Pickard has yet to define himself as an architectural expressionist like Norman Foster or Richard Rogers or other members of the “hi-tech” league of designers. Beauty and innovation on that scale come at a cost few developers are willing to spend, and to date Pickard’s designs have ultimately satisfied the bottom-line needs of developers like Hines. Cost-saving requirements did allow for sustainable design strategies such as solar shading and natural lighting devices in conjunction with photometric sensors to reduce the building’s artificial lighting needs.

Such details are becoming a trademark of Pickard’s solo designs. He has consistently employed broad strokes — typically long, sweeping arcs — but upon closer inspection, his “big” and modern gestures are held together by finely crafted metal and glass components often serving as window, wall and screen all at once.
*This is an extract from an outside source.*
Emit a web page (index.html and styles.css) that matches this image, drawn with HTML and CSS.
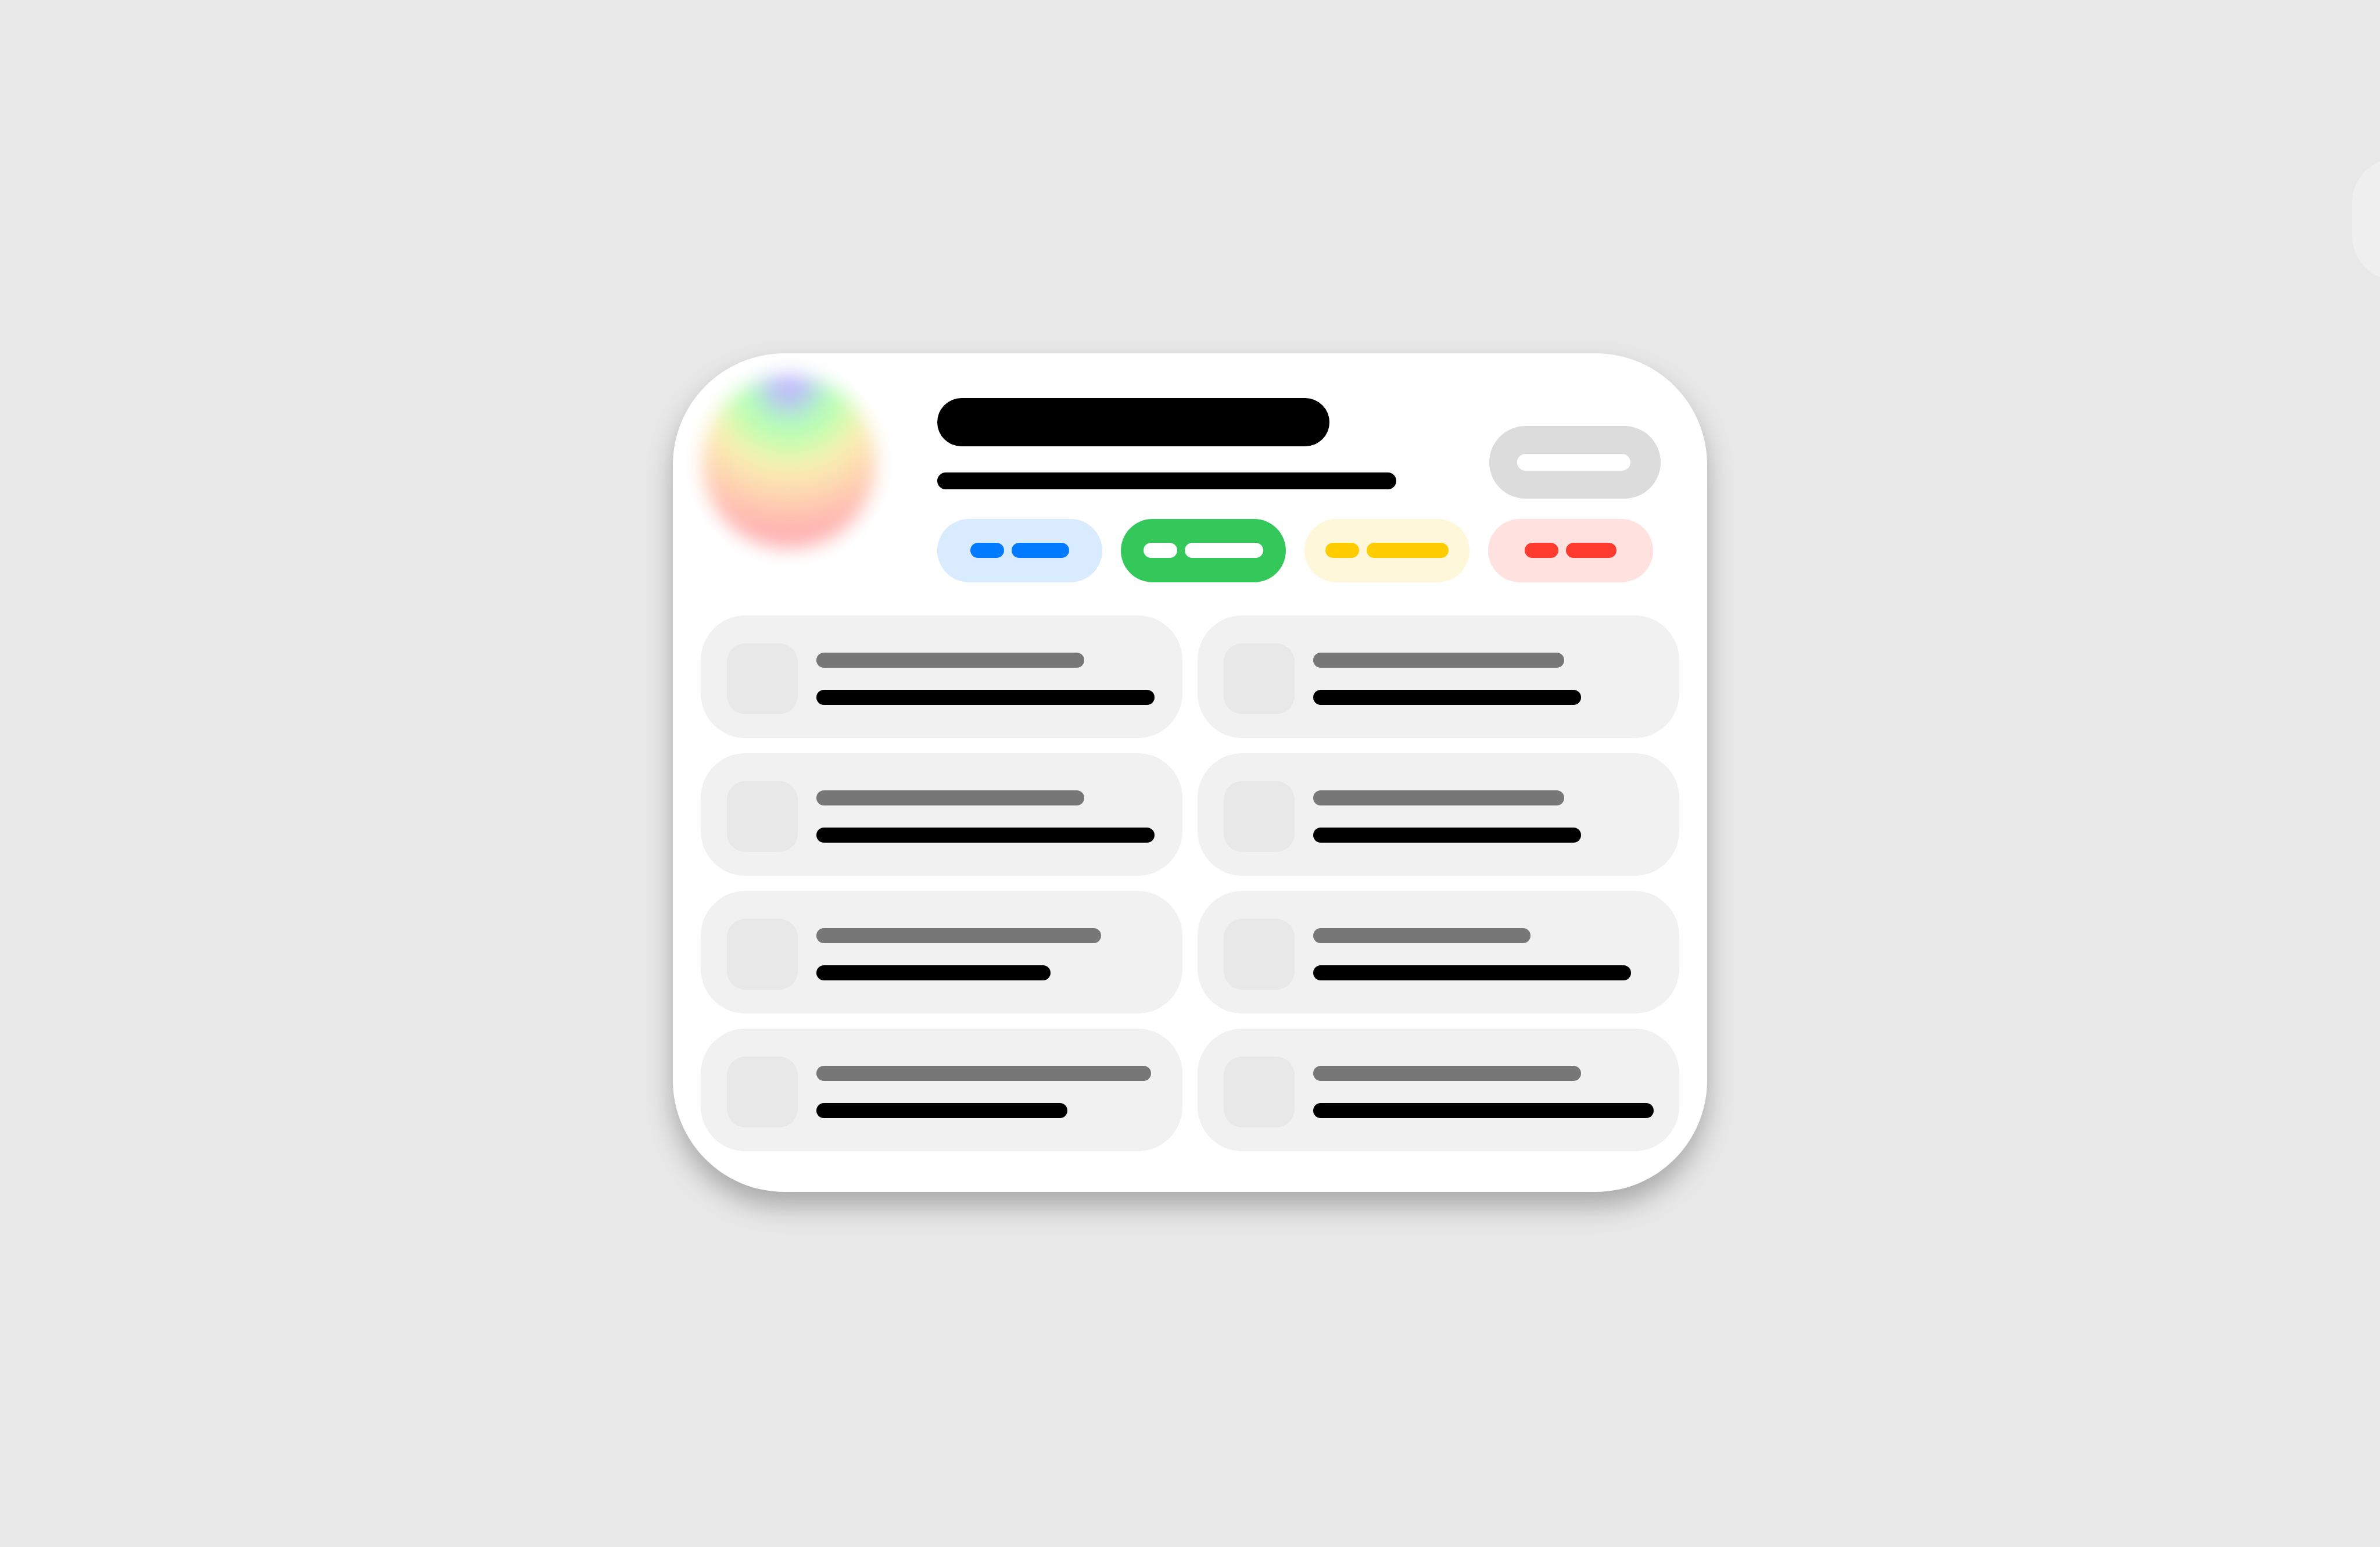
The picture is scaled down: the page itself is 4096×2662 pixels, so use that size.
FILE: index.html
```html
<!DOCTYPE html>
<html lang="en">
<head>
    <meta charset="UTF-8">
    <meta name="viewport" content="width=device-width, initial-scale=1.0">
    <title>Profile card</title>
    <link rel="stylesheet" href="styles.css">
</head>
<body>
    <main class="card">
        <header class="header">
            <div class="avatar"></div>
            <div class="intro">
                <div class="bar title"></div>
                <div class="bar subtitle"></div>
                <div class="tags">
                    <button class="tag blue" aria-label="Blue filter">
                        <span class="bar count"></span>
                        <span class="bar" style="width: 99px;"></span>
                    </button>
                    <button class="tag green" aria-label="Green filter">
                        <span class="bar count"></span>
                        <span class="bar" style="width: 135px;"></span>
                    </button>
                    <button class="tag yellow" aria-label="Yellow filter">
                        <span class="bar count"></span>
                        <span class="bar" style="width: 141px;"></span>
                    </button>
                    <button class="tag red" aria-label="Red filter">
                        <span class="bar count"></span>
                        <span class="bar" style="width: 87px;"></span>
                    </button>
                </div>
            </div>
            <button class="action" aria-label="Action"><span class="bar"></span></button>
        </header>
        <section class="grid">
            <div class="item">
                <div class="icon"></div>
                <div class="lines">
                    <div class="bar label" style="width: 461px;"></div>
                    <div class="bar" style="width: 582px;"></div>
                </div>
            </div>
            <div class="item">
                <div class="icon"></div>
                <div class="lines">
                    <div class="bar label" style="width: 432px;"></div>
                    <div class="bar" style="width: 461px;"></div>
                </div>
            </div>
            <div class="item">
                <div class="icon"></div>
                <div class="lines">
                    <div class="bar label" style="width: 461px;"></div>
                    <div class="bar" style="width: 582px;"></div>
                </div>
            </div>
            <div class="item">
                <div class="icon"></div>
                <div class="lines">
                    <div class="bar label" style="width: 432px;"></div>
                    <div class="bar" style="width: 461px;"></div>
                </div>
            </div>
            <div class="item">
                <div class="icon"></div>
                <div class="lines">
                    <div class="bar label" style="width: 490px;"></div>
                    <div class="bar" style="width: 403px;"></div>
                </div>
            </div>
            <div class="item">
                <div class="icon"></div>
                <div class="lines">
                    <div class="bar label" style="width: 374px;"></div>
                    <div class="bar" style="width: 547px;"></div>
                </div>
            </div>
            <div class="item">
                <div class="icon"></div>
                <div class="lines">
                    <div class="bar label" style="width: 576px;"></div>
                    <div class="bar" style="width: 432px;"></div>
                </div>
            </div>
            <div class="item">
                <div class="icon"></div>
                <div class="lines">
                    <div class="bar label" style="width: 461px;"></div>
                    <div class="bar" style="width: 586px;"></div>
                </div>
            </div>
        </section>
    </main>
    <div class="peek"></div>
</body>
</html>
```
FILE: styles.css
```css
* {
    box-sizing: border-box;
}
body {
    font-family: Inter, "Liberation Sans", sans-serif;
    background-color: #e8e8e8;
    display: flex;
    justify-content: center;
    align-items: center;
    min-height: 100vh;
    margin: 0;
    padding-bottom: 4px;
    overflow-x: hidden;
    position: relative;
}
button {
    border: none;
    padding: 0;
    cursor: pointer;
}
.card {
    background-color: #fff;
    border-radius: 192px;
    box-shadow: 0 25px 45px rgba(0, 0, 0, 0.27);
    padding: 0 48px 70px;
    max-width: 1780px;
    width: 100%;
}
.header {
    display: flex;
    padding-bottom: 57px;
}
.avatar {
    width: 298px;
    height: 298px;
    margin: 38px 106px 0 3px;
    border-radius: 50%;
    background: radial-gradient(circle at 50% 5%, #3000ff 0, #2040e0 28px, #00f030 66px, #30ff00 92px, #e8d000 142px, #ff7000 198px, #ff0000 256px);
    opacity: 0.3;
    filter: blur(16px);
}
.intro {
    padding-top: 77px;
}
.bar {
    display: block;
    height: 26px;
    border-radius: 13px;
    background-color: #000;
}
.title {
    width: 675px;
    height: 83px;
    border-radius: 42px;
}
.subtitle {
    width: 790px;
    height: 29px;
    border-radius: 15px;
    margin: 45px 0 51px;
}
.tags {
    display: flex;
    gap: 32px;
}
.tag {
    display: flex;
    justify-content: center;
    align-items: center;
    gap: 13px;
    width: 284px;
    height: 109px;
    border-radius: 55px;
}
.count {
    width: 58px;
}
.blue {
    background-color: #d9ebff;
}
.blue .bar {
    background-color: #007aff;
}
.green {
    background-color: #34c759;
}
.green .bar {
    background-color: #fff;
}
.yellow {
    background-color: #fff7d9;
}
.yellow .bar {
    background-color: #ffcc00;
}
.red {
    background-color: #ffe2e0;
}
.red .bar {
    background-color: #ff3b30;
}
/* sits beside the title, its right part above the last tag */
.action {
    width: 295px;
    height: 125px;
    padding: 48px;
    margin: 125px 0 0 -282px;
    border-radius: 63px;
    background-color: #dcdcdc;
}
.action .bar {
    width: 195px;
    height: 29px;
    border-radius: 15px;
    background-color: #fff;
}
.grid {
    display: grid;
    grid-template-columns: 1fr 1fr;
    gap: 26px;
}
.item {
    display: flex;
    align-items: center;
    gap: 32px;
    padding: 48px 40px 41px 45px;
    border-radius: 77px;
    background-color: #f1f1f1;
}
.icon {
    width: 122px;
    height: 122px;
    border-radius: 32px;
    background-color: #e8e8e8;
}
.lines {
    display: flex;
    flex-direction: column;
    gap: 38px;
}
.label {
    background-color: #777;
}
/* next panel waiting at the edge of the screen */
.peek {
    position: absolute;
    top: 272px;
    right: -160px;
    width: 208px;
    height: 211px;
    border-radius: 77px;
    background-color: #efefef;
}
```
Speaking of broad strokes, the building’s size exploits a commodity many long-term Atlantans (officially those living here for more than five years) will quickly notice — the sky. In fact, the openness of Midtown may soon be the stuff of history. Much of the visual expanse associated with the arts district must credit Henri Jova’s design for Colony Square. Jova’s arrangement of the towers on angle with Peachtree eliminated the canyonlike character of most urban districts, and in Midtown’s case, influenced all other development to follow.

Symphony Center’s design, however, had to maximize a narrow site, and its positioning is more akin to the keel of a sailing ship. Artfully, the building’s scalloped rear pavilion appears to cut a wake through the flow of traffic on 14th Street. Although the long profile and sweeping glass curtain wall of the tower may not resemble other “crowns” in the city’s skyline, Pickard’s gesture will likely complement the typically fluid forms of Santiago Calatrava’s adjacent symphony hall. One can only assume, since the ASO has been consistently and cautiously tight-lipped about the project’s development.

One Symphony Center is scheduled to open in early 2006.